Celebrating the 40th Anniversary of the Omega Rho International Honor Society
One of the first recipients of a Ph.D. from ORIE, Alfred Blumstein Ph.D. ’60 was honored as a panel member celebrating the 40th anniversary of theOmega Rho International Honor Society for operations research, management science, and related areas. At the INFORMS meeting, Blumstein and former Omega Rho Distinguished Lecturers John Little, Ralph Keeney and John, revisited their earlier lecture topics. Blumstein is Emeritus University Professor of Urban Systems and Operations Research and former Dean at Carnegie Mellon University.

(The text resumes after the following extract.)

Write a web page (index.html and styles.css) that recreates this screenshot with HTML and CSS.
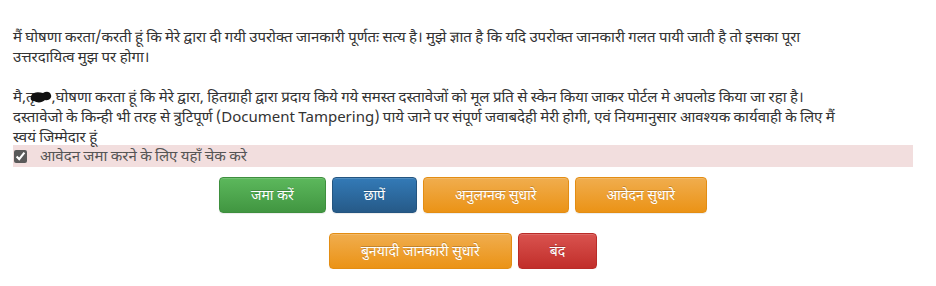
FILE: index.html
```html
<!DOCTYPE html>
<html lang="hi">
<head>
<meta charset="utf-8">
<title>घोषणा</title>
<link rel="stylesheet" href="styles.css">
</head>
<body>
<div class="panel">
  <p class="declaration">मैं घोषणा करता/करती हूं कि मेरे द्वारा दी गयी उपरोक्त जानकारी पूर्णतः सत्य है। मुझे ज्ञात है कि यदि उपरोक्त जानकारी गलत पायी जाती है तो इसका पूरा<br>उत्तरदायित्व मुझ पर होगा।<br><br>मै,तृ<svg class="blot" viewBox="0 0 22 12" width="22" height="12"><path d="M1 5 C4 0 9 1 13 2 C16 0 20 0 21 4 C22 7 19 10 15 9 C12 12 7 12 4 10 C1 10 0 8 1 5 Z" fill="#111"/></svg>,घोषणा करता हूं कि मेरे द्वारा, हितग्राही द्वारा प्रदाय किये गये समस्त दस्तावेजों को मूल प्रति से स्केन किया जाकर पोर्टल मे अपलोड किया जा रहा है।<br>दस्तावेजो के किन्ही भी तरह से त्रुटिपूर्ण (Document Tampering) पाये जाने पर संपूर्ण जवाबदेही मेरी होगी, एवं नियमानुसार आवश्यक कार्यवाही के लिए मैं<br>स्वयं जिम्मेदार हूं</p>
  <label class="confirm">
    <input type="checkbox" class="confirm-box" checked>
    <span class="confirm-text">आवेदन जमा करने के लिए यहाँ चेक करे</span>
  </label>
  <div class="actions">
    <button class="btn btn-success">जमा करें</button>
    <button class="btn btn-primary">छापें</button>
    <button class="btn btn-warning">अनुलग्नक सुधारे</button>
    <button class="btn btn-warning">आवेदन सुधारे</button>
  </div>
  <div class="actions actions-second">
    <button class="btn btn-warning">बुनयादी जानकारी सुधारे</button>
    <button class="btn btn-danger">बंद</button>
  </div>
</div>
</body>
</html>
```
FILE: styles.css
```css
* { box-sizing: border-box; }
body {
  margin: 0;
  background: #fff;
  font-family: "Noto Sans Devanagari", "Lohit Devanagari", "Noto Sans", "Liberation Sans", sans-serif;
  font-size: 15px;
  line-height: 20px;
  color: #333;
}
.panel {
  width: 900px;
  margin-left: 13px;
  padding-top: 29px;
}
.declaration {
  margin: 0 0 -4px;
  white-space: nowrap;
  word-spacing: -0.5px;
}
.blot {
  display: inline-block;
  vertical-align: -1px;
  margin-left: -5px;
}
.confirm {
  display: flex;
  align-items: center;
  gap: 13px;
  height: 22px;
  background: #f2dede;
  color: #555;
  padding-left: 1px;
}
.confirm-text {
  padding-top: 3px;
  word-spacing: -0.5px;
}
.confirm-box {
  margin: 0;
  width: 13px;
  height: 13px;
  accent-color: #5a5a5a;
}
.actions {
  display: flex;
  justify-content: center;
  gap: 6px;
  margin-top: 10px;
}
.actions-second {
  margin-top: 20px;
}
.btn {
  height: 36px;
  padding: 3px 31px 0;
  border: 1px solid transparent;
  border-radius: 4px;
  font-family: inherit;
  font-size: 14px;
  color: #fff;
  text-shadow: 0 -1px 0 rgba(0,0,0,.2);
  box-shadow: inset 0 1px 0 rgba(255,255,255,.15), 0 1px 1px rgba(0,0,0,.075);
  cursor: pointer;
}
.btn-success { background: linear-gradient(#5cb85c, #419641); border-color: #3e8f3e; }
.btn-primary { background: linear-gradient(#337ab7, #265a88); border-color: #245580; }
.btn-warning { background: linear-gradient(#f0ad4e, #eb9316); border-color: #e38d13; }
.btn-danger { background: linear-gradient(#d9534f, #c12e2a); border-color: #b92c28; }
```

For the panel discussion, Blumstein was asked to build on the theme of his Omega Rho talk, “OR/MS for the Public Sector: The New Frontier Under the Next President,” delivered just prior to the 1988 election of George H. W. Bush. In Nashville, six days after the 2016 election he noted that “evidence-based policy,” with many overtones of Operations Research and Management Science (OR/MS), has become a standard at all levels of government in the US and internationally in the developed world. He conveyed hope that the newly-elected president, businessman Donald Trump, would come to appreciate the “multidimensional complexity of the public sector.” He recently reported that now his “hope has been targeted more at state and local governments, which are indeed building evidence-based policies,” and his wish that the “two parties in the Congress would somehow get together to do similarly.”

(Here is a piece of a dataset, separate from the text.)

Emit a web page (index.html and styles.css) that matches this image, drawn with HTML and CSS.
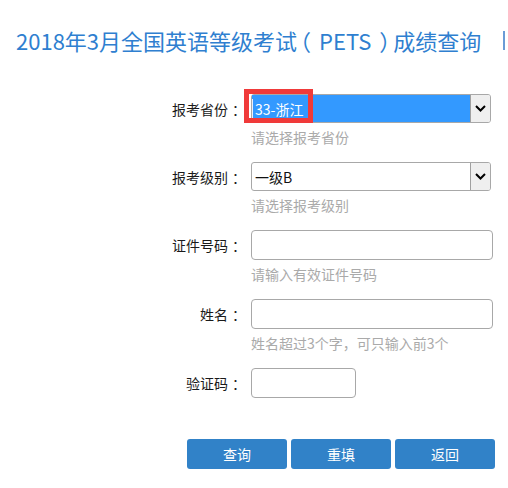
FILE: index.html
```html
<!DOCTYPE html>
<html lang="zh-CN">
<head>
<meta charset="utf-8">
<title>PETS成绩查询</title>
<link rel="stylesheet" href="styles.css">
</head>
<body>
<div class="page">
  <header class="head">
    <h1 class="title">2018年3月全国英语等级考试<span class="lp">（</span>PETS<span class="rp">）</span>成绩查询</h1>
    <span class="sep"></span>
  </header>
  <form class="form">
    <div class="field">
      <div class="row">
        <label class="lbl">报考省份<span class="colon">：</span></label>
        <div class="select focused">
          <span class="val"><span class="caret"></span>33-浙江</span>
          <span class="drop"><svg width="11" height="7" viewBox="0 0 11 7"><path d="M1 1 L5.5 5.5 L10 1" fill="none" stroke="#000" stroke-width="2"/></svg></span>
          <span class="mark"></span>
        </div>
      </div>
      <div class="hint">请选择报考省份</div>
    </div>
    <div class="field">
      <div class="row">
        <label class="lbl">报考级别<span class="colon">：</span></label>
        <div class="select">
          <span class="val">一级B</span>
          <span class="drop"><svg width="11" height="7" viewBox="0 0 11 7"><path d="M1 1 L5.5 5.5 L10 1" fill="none" stroke="#000" stroke-width="2"/></svg></span>
        </div>
      </div>
      <div class="hint">请选择报考级别</div>
    </div>
    <div class="field">
      <div class="row">
        <label class="lbl">证件号码<span class="colon">：</span></label>
        <input class="inp" type="text">
      </div>
      <div class="hint">请输入有效证件号码</div>
    </div>
    <div class="field">
      <div class="row">
        <label class="lbl">姓名<span class="colon">：</span></label>
        <input class="inp" type="text">
      </div>
      <div class="hint">姓名超过3个字，可只输入前3个</div>
    </div>
    <div class="field">
      <div class="row">
        <label class="lbl">验证码<span class="colon">：</span></label>
        <input class="inp code" type="text">
      </div>
    </div>
    <div class="actions">
      <button type="button" class="btn">查询</button>
      <button type="button" class="btn">重填</button>
      <button type="button" class="btn">返回</button>
    </div>
  </form>
</div>
</body>
</html>
```

FILE: styles.css
```css
html, body {
  margin: 0;
  padding: 0;
  background: #fff;
}
body {
  font-family: "Noto Sans CJK SC", "Microsoft YaHei", sans-serif;
  font-size: 14px;
  color: #333;
}
.page {
  width: 508px;
  overflow: hidden;
}
.head {
  display: flex;
  align-items: center;
  padding-top: 24px;
}
.title {
  margin: 0 0 0 16px;
  font-size: 22px;
  line-height: 32px;
  font-weight: normal;
  color: #2f7fd0;
  white-space: nowrap;
}
.lp,
.rp {
  font-feature-settings: "halt" 1;
}
.lp {
  margin-left: 3px;
  margin-right: 8px;
}
.rp {
  margin-left: 8px;
  margin-right: 3px;
}
.sep {
  margin-left: auto;
  margin-right: 3px;
  width: 2px;
  height: 19px;
  background: #6a9bd6;
}
.form {
  padding-top: 38px;
}
.field {
  margin-bottom: 15px;
}
.row {
  display: flex;
  align-items: center;
}
.lbl {
  width: 242px;
  margin-right: 9px;
  text-align: right;
  color: #1a1a1a;
  line-height: 20px;
  white-space: nowrap;
}
.colon {
  padding-left: 4px;
  margin-right: -4px;
}
.select {
  position: relative;
  display: flex;
  width: 240px;
  height: 29px;
  box-sizing: border-box;
  border: 1px solid #a8a8a8;
  border-radius: 3px;
  background: #fff;
}
.val {
  flex: 1;
  display: flex;
  align-items: center;
  padding-left: 3px;
  color: #111;
  line-height: 20px;
}
.focused .val {
  background: #3399ff;
  color: #fff;
  padding-left: 0;
}
.caret {
  width: 1px;
  height: 19px;
  margin-right: 2px;
  background: #e8f0ff;
}
.drop {
  width: 19px;
  display: flex;
  align-items: center;
  justify-content: center;
  background: #efefef;
  border-left: 1px solid #a0a0a0;
  border-radius: 0 2px 2px 0;
}
.mark {
  position: absolute;
  left: -8px;
  top: -6px;
  width: 69px;
  height: 34px;
  box-sizing: border-box;
  border: 5px solid #f03a3a;
}
.hint {
  margin: 4px 0 0 251px;
  line-height: 20px;
  color: #aaa;
  white-space: nowrap;
}
.inp {
  width: 242px;
  height: 30px;
  box-sizing: border-box;
  border: 1px solid #a8a8a8;
  border-radius: 4px;
  padding: 0 4px;
  margin: 0;
  font: inherit;
  outline: none;
}
.inp.code {
  width: 105px;
}
.actions {
  display: flex;
  gap: 4px;
  padding-left: 187px;
  margin-top: 41px;
}
.btn {
  width: 100px;
  height: 30px;
  border: 0;
  border-radius: 3px;
  background: #3182c8;
  color: #fff;
  font: inherit;
  font-size: 14px;
  padding: 0;
  cursor: pointer;
}
```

Simulation Society Outstanding Publication Award
Russell Barton Ph.D. ’78, won the Outstanding Publication Award of the INFORMS Simulation Society, with coauthors Barry Nelson of Northwestern University and Wei Xie of RPI. The award was for two related 2014 papers on quantifying uncertainty in stochastic simulation. A computer simulation of a hospital service system, for example, can be run many times, resampling from input data each time, with a resulting statistical distribution of outcomes such as waiting times. While much research has been done to help quantify the outcome uncertainty these distributions, the authors point out that the inputs to such simulations, such as arrival rates, are derived from observational data that have inherent uncertainty themselves. Their papers explore ways to take into account both input and outcome uncertainty in evaluating simulation results.
At the same Nashville meeting, Barton received the INFORMS Quality Statistics and Reliability Section Distinguished Service Award for 2016. He was recently elected Vice President of Sections and Societies for INFORMS., and named a Fellow of the Institute of Industrial & Systems Engineers.
Barton is professor of supply chain and information systems and senior associate dean for research and faculty in the Smeal College of Business at Penn State University. Early in 2017, he became the fourth Smeal faculty member to be named distinguished professor, a title established by the Office of the President of Penn State to recognize a select group of professors with exceptional accomplishments in teaching, research and service. Barton, who is also on the faculty of the Harold and Inge Marcus Department of Industrial and Manufacturing Engineering, is distinguished professor of supply chain and information systems in the Smeal College of Business.
Minority Issues Forum Student Poster Competition
Fourth-year Ph.D. student Cory Girard worked with his Ph.D. advisor, Professor Mark Lewis, on a research presented in the annual Minority Issues Forum Student Poster Competition at the Nashville meeting. The poster, which describes a way of allocating a set of servers to customers with different priority levels, won Honorable Mention in the competition. The research shows the optimality of simple policies that are easy to implement in practice, for example, in hospital emergency departments where both acute and non-acute patients are served by the same staff.